By: Nigel Pittaway, November 17, 2016
MELBOURNE, Australia — Embraer has responded to a recent New Zealand request for information (RFI) for a Future Air Mobility Capability (FAMC), with an offer for five KC-390 multimission transport aircraft.
The KC-390 is under development against a contract for 28 aircraft to replace the Brazilian Air Force’s fleet of Lockheed C-130H Hercules, with first deliveries beginning in 2018. The Brazilian aircraft manufacturer said it also holds letters of intent, for a further 32 aircraft, from five different countries and is actively marketing the aircraft to potential customers in Europe, the Middle East and Latin America.
The New Zealand proposal marks the company’s first opportunity for the KC-390 in the Asia-Pacific region, and the bid is supported by Boeing defense products division under the terms of a teaming agreement announced at the Farnborough International Airshow in July.
The Royal New Zealand Air Force’s FAMC program seeks to acquire a fixed-wing transport capability to replace the country’s five C-130Hs and two Boeing 757s, either with two new aircraft or a single type able to meet essential requirements in both strategic and tactical airlift roles.
Delivery of the first aircraft is required by February 2020 and for initial operational capability (IOC) to follow in February 2021. Final operational capability (FOC) is required no later than February 2024. The first replacement aircraft for the 757 fleet is required to arrive in New Zealand before Feb. 1, 2025, and IOC declared by Feb. 1, 2026.

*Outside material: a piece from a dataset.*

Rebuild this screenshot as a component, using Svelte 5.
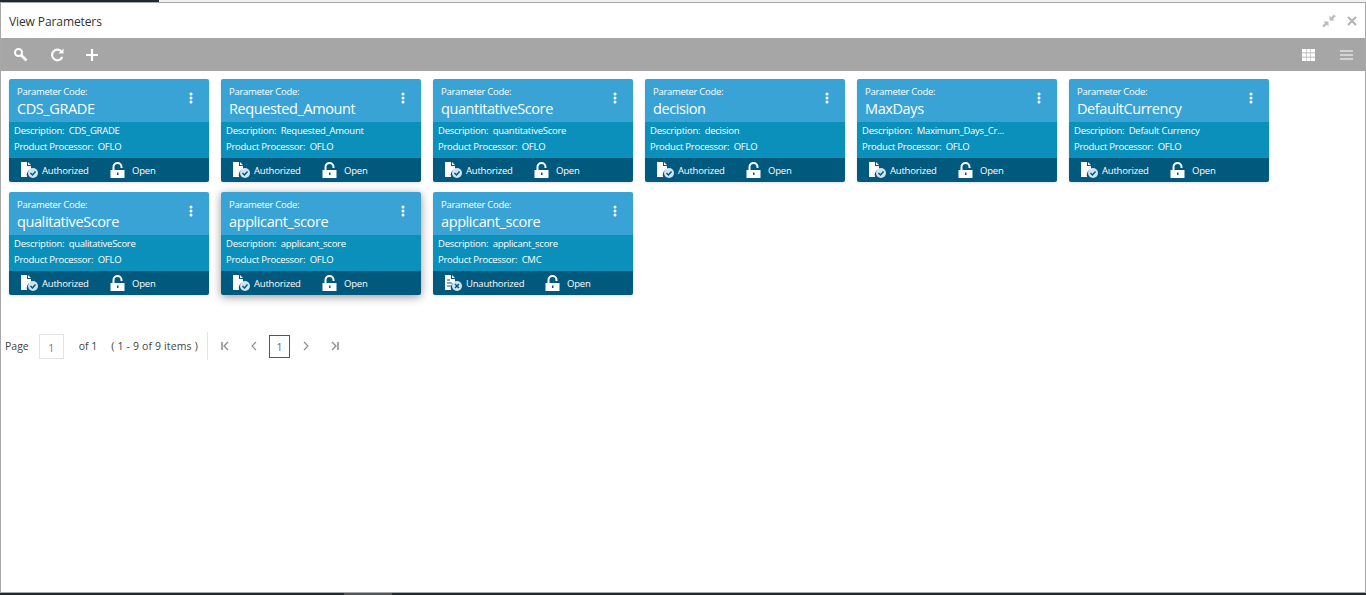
<script>
  const cards = [
    { code: 'CDS_GRADE', desc: 'CDS_GRADE', pp: 'OFLO', auth: true },
    { code: 'Requested_Amount', desc: 'Requested_Amount', pp: 'OFLO', auth: true },
    { code: 'quantitativeScore', desc: 'quantitativeScore', pp: 'OFLO', auth: true },
    { code: 'decision', desc: 'decision', pp: 'OFLO', auth: true },
    { code: 'MaxDays', desc: 'Maximum_Days_Cr...', pp: 'OFLO', auth: true },
    { code: 'DefaultCurrency', desc: 'Default Currency', pp: 'OFLO', auth: true },
    { code: 'qualitativeScore', desc: 'qualitativeScore', pp: 'OFLO', auth: true },
    { code: 'applicant_score', desc: 'applicant_score', pp: 'OFLO', auth: true, hover: true },
    { code: 'applicant_score', desc: 'applicant_score', pp: 'CMC', auth: false }
  ];
</script>

<div class="page">
  <div class="strip"><div class="strip-dark"></div></div>
  <div class="window">
    <header class="title">
      <span>View Parameters</span>
      <div class="win-actions">
        <svg width="16" height="16" viewBox="0 0 16 16"><path d="M8.500 7.500V2.500l1.800 1.800L13 1.500l1.800 1.800-2.800 2.700 1.800 1.500zM7.500 8.500v5l-1.800-1.800L3 14.500 1.200 12.700 4 10 2.200 8.500z" fill="#bdbdbd"/></svg>
        <svg width="12" height="12" viewBox="0 0 12 12"><path d="M2 2l8 8M10 2l-8 8" stroke="#b5b5b5" stroke-width="2.200" fill="none"/></svg>
      </div>
    </header>
    <div class="toolbar">
      <div class="tools">
        <svg width="16" height="16" viewBox="0 0 16 16"><circle cx="5.500" cy="5.500" r="3.500" stroke="#fff" stroke-width="2" fill="none"/><path d="M8 8l5.500 5.500" stroke="#fff" stroke-width="2.600"/></svg>
        <svg width="16" height="16" viewBox="0 0 16 16"><path d="M12.800 5A5.300 5.300 0 1 0 13.300 10" stroke="#fff" stroke-width="2.200" fill="none"/><path d="M9.500 6.500H14.500V1.500z" fill="#fff"/></svg>
        <svg width="16" height="16" viewBox="0 0 16 16"><path d="M8 2v12M2 8h12" stroke="#fff" stroke-width="2.200"/></svg>
      </div>
      <div class="views">
        <svg width="13" height="12" viewBox="0 0 13 12"><path d="M0 0h4v3.600H0zM4.500 0h4v3.600h-4zM9 0h4v3.600H9zM0 4.200h4v3.600H0zM4.500 4.200h4v3.600h-4zM9 4.200h4v3.600H9zM0 8.400h4V12H0zM4.500 8.400h4V12h-4zM9 8.400h4V12H9z" fill="#fff"/></svg>
        <svg width="13" height="10" viewBox="0 0 13 10"><path d="M0 1h13M0 5h13M0 9h13" stroke="#fff" stroke-width="1"/></svg>
      </div>
    </div>
    <main class="content">
      <div class="grid">
        {#each cards as c}
          <article class="card" class:hover={c.hover}>
            <div class="head">
              <div class="label">Parameter Code:</div>
              <div class="code">{c.code}</div>
              <svg class="kebab" width="4" height="12" viewBox="0 0 4 12"><circle cx="2" cy="2" r="1.500" fill="#fff"/><circle cx="2" cy="6" r="1.500" fill="#fff"/><circle cx="2" cy="10" r="1.500" fill="#fff"/></svg>
            </div>
            <div class="mid">
              <div>Description:&nbsp; {c.desc}</div>
              <div>Product Processor:&nbsp; {c.pp}</div>
            </div>
            <div class="foot">
              <span class="stat" class:un={!c.auth}>
                {#if c.auth}
                  <svg width="20" height="18" viewBox="0 0 20 18"><path d="M1 1h6v4h4v3.200a5.800 5.800 0 0 0-3.800 7.800H1zM8 1l3 3H8z" fill="#fff"/><circle cx="13" cy="12" r="5" fill="#cfe4ee"/><path d="M10.500 12l2 2 3-3.500" stroke="#02597e" stroke-width="1.500" fill="none"/></svg>
                {:else}
                  <svg width="20" height="18" viewBox="0 0 20 18"><path d="M1 1h6v4h4v3.200a5.800 5.800 0 0 0-3.800 7.800H1zM8 1l3 3H8z" fill="#fff"/><path d="M3 6h3M3 9h5M3 12h4" stroke="#02597e" stroke-width="1.100"/><circle cx="13" cy="12" r="5" fill="#cfe4ee"/><path d="M11 10l4 4M15 10l-4 4" stroke="#02597e" stroke-width="1.500"/></svg>
                {/if}
                {c.auth ? 'Authorized' : 'Unauthorized'}
              </span>
              <span class="open">
                <svg width="15" height="16" viewBox="0 0 15 16"><path d="M3.500 8V5a4 4 0 0 1 8 0v1" stroke="#fff" stroke-width="2" fill="none"/><path d="M0.500 8h14v8h-14z" fill="#fff"/><path d="M7 10.500h1.500v2.500H7z" fill="#02597e"/></svg>
                Open
              </span>
            </div>
          </article>
        {/each}
      </div>
      <nav class="pager">
        <span class="page-label">Page</span>
        <span class="page-input">1</span>
        <span class="of">of 1</span>
        <span class="items">( 1 - 9 of 9 items )</span>
        <span class="sep"></span>
        <svg class="first" width="10" height="10" viewBox="0 0 10 10"><path d="M2 1v8" stroke="#8a8a8a" stroke-width="1.500" fill="none"/><path d="M8 1L4 5l4 4" stroke="#8a8a8a" stroke-width="1.300" fill="none"/></svg>
        <svg class="prev" width="8" height="10" viewBox="0 0 8 10"><path d="M6 1L2 5l4 4" stroke="#8a8a8a" stroke-width="1.100" fill="none"/></svg>
        <span class="current">1</span>
        <svg class="next" width="8" height="10" viewBox="0 0 8 10"><path d="M2 1l4 4-4 4" stroke="#8a8a8a" stroke-width="1.100" fill="none"/></svg>
        <svg class="last" width="10" height="10" viewBox="0 0 10 10"><path d="M8 1v8" stroke="#8a8a8a" stroke-width="1.500" fill="none"/><path d="M2 1l4 4-4 4" stroke="#8a8a8a" stroke-width="1.300" fill="none"/></svg>
      </nav>
    </main>
  </div>
  <div class="taskbar"><div class="thumb"></div></div>
</div>

<style>
  :global(body) { margin: 0; background: #fff; }
  .page {
    width: 1366px; height: 595px; display: flex; flex-direction: column;
    font-family: "Open Sans", "Noto Sans", sans-serif; overflow: hidden; color: #333;
  }
  .strip { height: 2px; background: #f1f1f1; flex: none; }
  .strip-dark { width: 159px; height: 3px; background: #212a31; }
  .window {
    flex: 1; min-height: 0; display: flex; flex-direction: column;
    border: 1px solid #a8a8a8; background: #fff;
  }
  .title {
    height: 35px; flex: none; display: flex; align-items: center; justify-content: space-between;
    padding: 2px 7px 0 8px; font-size: 12px; letter-spacing: -0.1px; color: #333; box-sizing: border-box;
  }
  .win-actions { display: flex; align-items: center; gap: 9px; margin-top: -2px; }
  .toolbar {
    height: 33px; flex: none; background: #a6a6a6; display: flex; align-items: center;
    justify-content: space-between; padding: 0 12px;
  }
  .tools { display: flex; align-items: center; gap: 19.500px; }
  .views { display: flex; align-items: center; gap: 25px; }
  .content { flex: 1; padding: 8px 0 0 8px; }
  .grid { display: grid; grid-template-columns: repeat(6, 200px); grid-auto-rows: 103px; gap: 10px 12px; }
  .card {
    border-radius: 2px; overflow: hidden; display: flex; flex-direction: column; color: #fff;
    box-shadow: 0 1px 3px rgba(0,0,0,.12);
  }
  .card.hover { box-shadow: 0 2px 10px rgba(0,0,0,.4); }
  .head { position: relative; height: 43px; background: #38a3d4; padding: 7px 8px 0; box-sizing: border-box; }
  .label { font-size: 9.500px; line-height: 12px; letter-spacing: -0.3px; }
  .code { font-size: 14.500px; line-height: 20px; margin-top: 1px; letter-spacing: -0.4px; white-space: nowrap; }
  .kebab { position: absolute; right: 16px; top: 13px; }
  .mid {
    height: 36px; background: #0b8fbb; padding: 1px 5px 0; box-sizing: border-box;
    font-size: 9.500px; line-height: 16px; letter-spacing: -0.25px; white-space: nowrap;
  }
  .foot {
    height: 24px; background: #02597e; display: flex; align-items: center; padding-left: 11px;
    font-size: 9.500px; letter-spacing: -0.2px;
  }
  .stat { display: flex; align-items: center; width: 90px; flex: none; gap: 2px; }
  .stat.un { width: 101px; }
  .open { display: flex; align-items: center; gap: 7px; }
  .pager {
    display: flex; align-items: center; margin: 37px 0 0 -4px; height: 28px;
    font-size: 10.500px; color: #444;
  }
  .page-input {
    width: 25px; height: 25px; border: 1px solid #e3e3e3; box-sizing: border-box; margin-left: 10px;
    display: flex; align-items: center; justify-content: center; color: #777; padding-top: 3px;
  }
  .of { margin-left: 15px; }
  .items { margin-left: 14px; letter-spacing: 0.15px; }
  .sep { width: 1px; height: 28px; background: #e4e4e4; margin: 0 12px 0 9px; }
  .prev { margin-left: 20px; margin-right: 11px; }
  .current {
    width: 21px; height: 23px; border: 1px solid #555; box-sizing: border-box;
    display: flex; align-items: center; justify-content: center; color: #666; padding-top: 2px;
  }
  .next { margin-left: 12px; margin-right: 20px; }
  .taskbar { height: 2px; flex: none; background: #212a31; position: relative; }
  .thumb { position: absolute; left: 344px; width: 48px; height: 2px; background: #50565b; }
</style>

“We are very positive that we can provide the best solution for New Zealand for the mission requirements that they have presented to us (and) I think they are very interested in the KC-390. But we understand and respect that this is a competition and we will fulfill all the required steps of the process,” Embraer Defense & Security President and CEO Jackson Schneider said at the company’s corporate headquarters in São Paulo, Brazil, last week.
The KC-390, shown here, is under development against a contract for 28 aircraft to replace the Brazilian Air Force’s fleet of Lockheed C-130H Hercules, with first deliveries beginning in 2018. Photo Credit: Nigel Pittaway/Staff
“We are in advanced talks with New Zealand (but) we are not negotiating contracts at the present time. The process is advanced, but it is a competition and we’re not the only bidder,” he said.
Schneider said that the only other manufacturer with a product in the same class as the KC-390 currently in production is US giant Lockheed Martin, with the C-130J Super Hercules.
He also revealed that Embraer is negotiating with what he considers a global civil customer for the KC-390, which will be certified to US Federal Aviation Administration and European Aviation Safety Agency airworthiness requirements, but declined to provide specific details.
“There is one specific discussion with a global company for a fully civil application. It will not require too much customization for the specific mission that they are talking to us about,” he said.
Another senior Embraer executive also revealed that the manufacturer is considering the development of a maritime patrol version of its new E190-E2 commercial airliner at the invitation of the New Zealand government to meet a forthcoming RFI for a Future Air Surveillance Capability.
The RFI will canvas proposals to replace the Royal New Zealand Air Force’s recently updated Lockheed P-3K2 Orion maritime patrol aircraft in the mid-2020s, for an FOC planned sometime between 2023 and 2025.
Embraer Defense & Security’s commercial senior vice president, Fernando Ribeiro de Queiroz, said the company will develop a maritime patrol version of the 190-E2, the latest version of its successful commercial « E » jet family, if required by the customer, but he also suggested that a KC-390 configured for the maritime patrol role might provide greater synergy with the FAMC response if New Zealand’s requirements are not inflexible.
“We are responding to the maritime patrol requirement with the -E2, because the requirements that New Zealand has asked for fits better with that platform. But our proposal for the tender is that, if they are able to adjust some of the requirements a little bit, we are able to support it with the KC-390,” he said.
“For example New Zealand wants the airplane to achieve M0.82, but if this speed is not a strong requirement we can support them with the KC-390, which is capable of M0.80,” he added.
Embraer is proposing to modify the KC-390 with a 360-degree surface search radar installed in the nose, similar to the configuration offered to Canada in that country’s long-range search-and-rescue competition, together with a palletized maritime patrol mission system.
“A palletized mission system and radar equipment in the nose and other equipment would fulfill the requirements for maritime patrol, but it does not compromise the other missions that the aircraft is already capable of performing,” de Queiroz explained.
“You can take out the mission system and fly with cargo, passengers, medevac, etc., so it would be a single fleet with perhaps two aircraft capable of being configured for maritime patrol and five dedicated to air mobility. It is how we can show synergy between both projects, but at the same time we have a solution that is 100 percent dedicated to maritime patrol with the E190-E2.”